¹ A. Church, Introduction to Mathematical Logic, 1, Moscow, 1960. ² S. V. Yablonskii, Tr. Matem. inst. im. V. A. Steklova AN SSSR, 51, 5 (1958). ³ A. V. Kuznetsov, Algebra i logika, seminar, 2, no. 4, 47, Novosibirsk, 1963. ⁴ V. A. Yankov, DAN, 151, no. 4, 796 (1963). ⁵ H. Curry, Leçons de logique algébrique, Paris, 1952. ⁶ Ya. S. Smetanich, Tr. Mosk. matem. obshch., 9, 357 (1960). ⁷ S. A. Yanovskaya, Mathematics in the USSR over 40 Years (1917–1957), 1, Moscow, 1959, p. 13.

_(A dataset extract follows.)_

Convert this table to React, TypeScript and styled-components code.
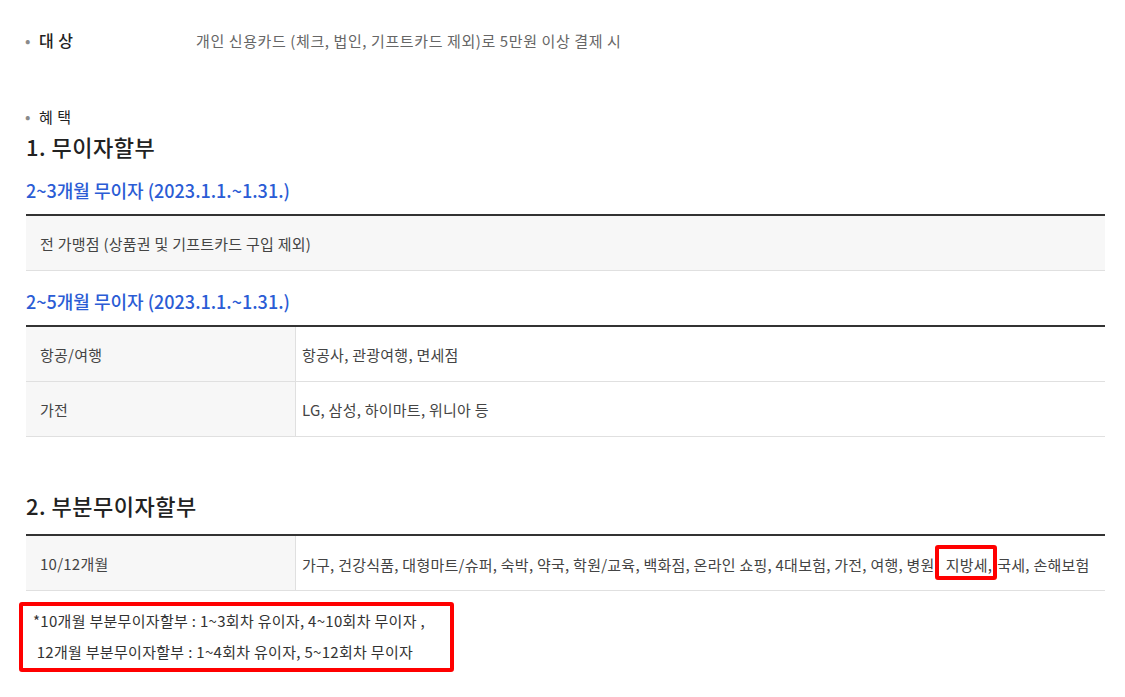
import styled, { createGlobalStyle } from 'styled-components'

const GlobalStyle = createGlobalStyle`
  * { box-sizing: border-box; }
  body {
    margin: 0;
    background: #ffffff;
    font-family: "Noto Sans CJK KR", "Noto Sans", sans-serif;
    color: #333333;
  }
`

const Page = styled.div`
  width: 1105px;
  padding: 27px 0 0 26px;
`

const InfoRow = styled.div<{ $gap: number }>`
  display: flex;
  align-items: center;
  height: 26px;
  margin-bottom: ${(p) => p.$gap}px;
`

const Bullet = styled.span`
  width: 14px;
  font-size: 16px;
  color: #8a8a8a;
  line-height: 1;
  margin-left: -1px;
`

const Label = styled.span<{ $width?: number; $strong?: boolean }>`
  width: ${(p) => (p.$width ? `${p.$width}px` : 'auto')};
  font-size: ${(p) => (p.$strong ? '16px' : '15px')};
  font-weight: ${(p) => (p.$strong ? 500 : 400)};
  color: #222222;
  letter-spacing: 0.5px;
`

const InfoValue = styled.span`
  font-size: 15px;
  color: #666666;
  letter-spacing: 0.6px;
`

const Heading = styled.h2<{ $spaced?: boolean }>`
  margin: ${(p) => (p.$spaced ? '51px 0 12px' : '0')};
  font-size: 22px;
  font-weight: 500;
  color: #222222;
  line-height: 34px;
  letter-spacing: 0.5px;
`

const SubHeading = styled.h3<{ $after?: boolean }>`
  margin: ${(p) => (p.$after ? '18px' : '15px')} 0 12px;
  font-size: 18px;
  font-weight: 500;
  color: #2b5cd5;
  line-height: 24px;
`

const Table = styled.div`
  border-top: 2px solid #333333;
`

const Row = styled.div<{ $cols: number }>`
  display: grid;
  grid-template-columns: ${(p) => (p.$cols === 2 ? '269px 1fr' : '1fr')};
  height: 55px;
  border-bottom: 1px solid #e0e0e0;
`

const Cell = styled.div<{ $head?: boolean }>`
  display: flex;
  align-items: center;
  padding: 0 ${(p) => (p.$head ? '14px' : '6px')};
  font-size: 15px;
  letter-spacing: 0.25px;
  color: #444444;
  white-space: nowrap;
  background: ${(p) => (p.$head ? '#f7f7f7' : '#ffffff')};
  & + & {
    border-left: 1px solid #e0e0e0;
  }
`

const Marked = styled.span`
  display: inline-block;
  position: relative;
  margin: -6px 0 -6px -8px;
  padding: 5px 1px 0 7px;
  border: 4px solid #ff0000;
  border-radius: 3px;
  background: #ffffff;
  line-height: 22px;
`

const Note = styled.div`
  width: 435px;
  margin: 11px 0 0 -7px;
  padding: 0 10px;
  border: 4px solid #ff0000;
  border-radius: 3px;
  font-size: 15px;
  letter-spacing: 0.3px;
  color: #333333;
`

const NoteLine = styled.div<{ $height: number }>`
  line-height: ${(p) => p.$height}px;
`

export default function App() {
  return (
    <Page>
      <GlobalStyle />
      <InfoRow $gap={50}>
        <Bullet>•</Bullet>
        <Label $width={157} $strong>대 상</Label>
        <InfoValue>개인 신용카드 (체크, 법인, 기프트카드 제외)로 5만원 이상 결제 시</InfoValue>
      </InfoRow>
      <InfoRow $gap={0}>
        <Bullet>•</Bullet>
        <Label>혜 택</Label>
      </InfoRow>

      <Heading>1. 무이자할부</Heading>
      <SubHeading>2~3개월 무이자 (2023.1.1.~1.31.)</SubHeading>
      <Table>
        <Row $cols={1}>
          <Cell $head>전 가맹점 (상품권 및 기프트카드 구입 제외)</Cell>
        </Row>
      </Table>

      <SubHeading $after>2~5개월 무이자 (2023.1.1.~1.31.)</SubHeading>
      <Table>
        <Row $cols={2}>
          <Cell $head>항공/여행</Cell>
          <Cell>항공사, 관광여행, 면세점</Cell>
        </Row>
        <Row $cols={2}>
          <Cell $head>가전</Cell>
          <Cell>LG, 삼성, 하이마트, 위니아 등</Cell>
        </Row>
      </Table>

      <Heading $spaced>2. 부분무이자할부</Heading>
      <Table>
        <Row $cols={2}>
          <Cell $head>10/12개월</Cell>
          <Cell>
            <span>
              가구, 건강식품, 대형마트/슈퍼, 숙박, 약국, 학원/교육, 백화점, 온라인 쇼핑, 4대보험, 가전, 여행, 병원,{' '}
              <Marked>지방세,</Marked>국세, 손해보험
            </span>
          </Cell>
        </Row>
      </Table>

      <Note>
        <NoteLine $height={30}>*10개월 부분무이자할부 : 1~3회차 유이자, 4~10회차 무이자 ,</NoteLine>
        <NoteLine $height={32}>&nbsp;12개월 부분무이자할부 : 1~4회차 유이자, 5~12회차 무이자</NoteLine>
      </Note>
    </Page>
  )
}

* Cf. the notion of preservation of a predicate in (7), pp. 104–105. The subtle difference between preservation of a formula and preservation of a predicate is connected with the existence of f.d.-structures \(D\) and ordinary formulas \(\mathfrak A\) and \(\mathfrak B\) such that the formula \((\mathfrak A\supset \mathfrak B)\) is not valid in \(L(D)\), but for all \(D\)-values of the variables belonging to it, from the fact that \(\mathfrak A=1\) it follows that \(\mathfrak B=1\). An example of such \(D,\mathfrak A\), and \(\mathfrak B\) was communicated to the author by V. A. Yankov; in this case it turned out that the formula \(\neg p\) does not preserve in \(L(D)\) the formula \(((\neg\neg p\supset p)\vee \neg p)\), but does preserve the predicate \(((\neg\neg p\supset p)\supset(p\vee \neg p))=1\). As V. P. Dulub informed the author, in the logics of the structures of Jaśkowski (see (4)) analogous examples do not exist.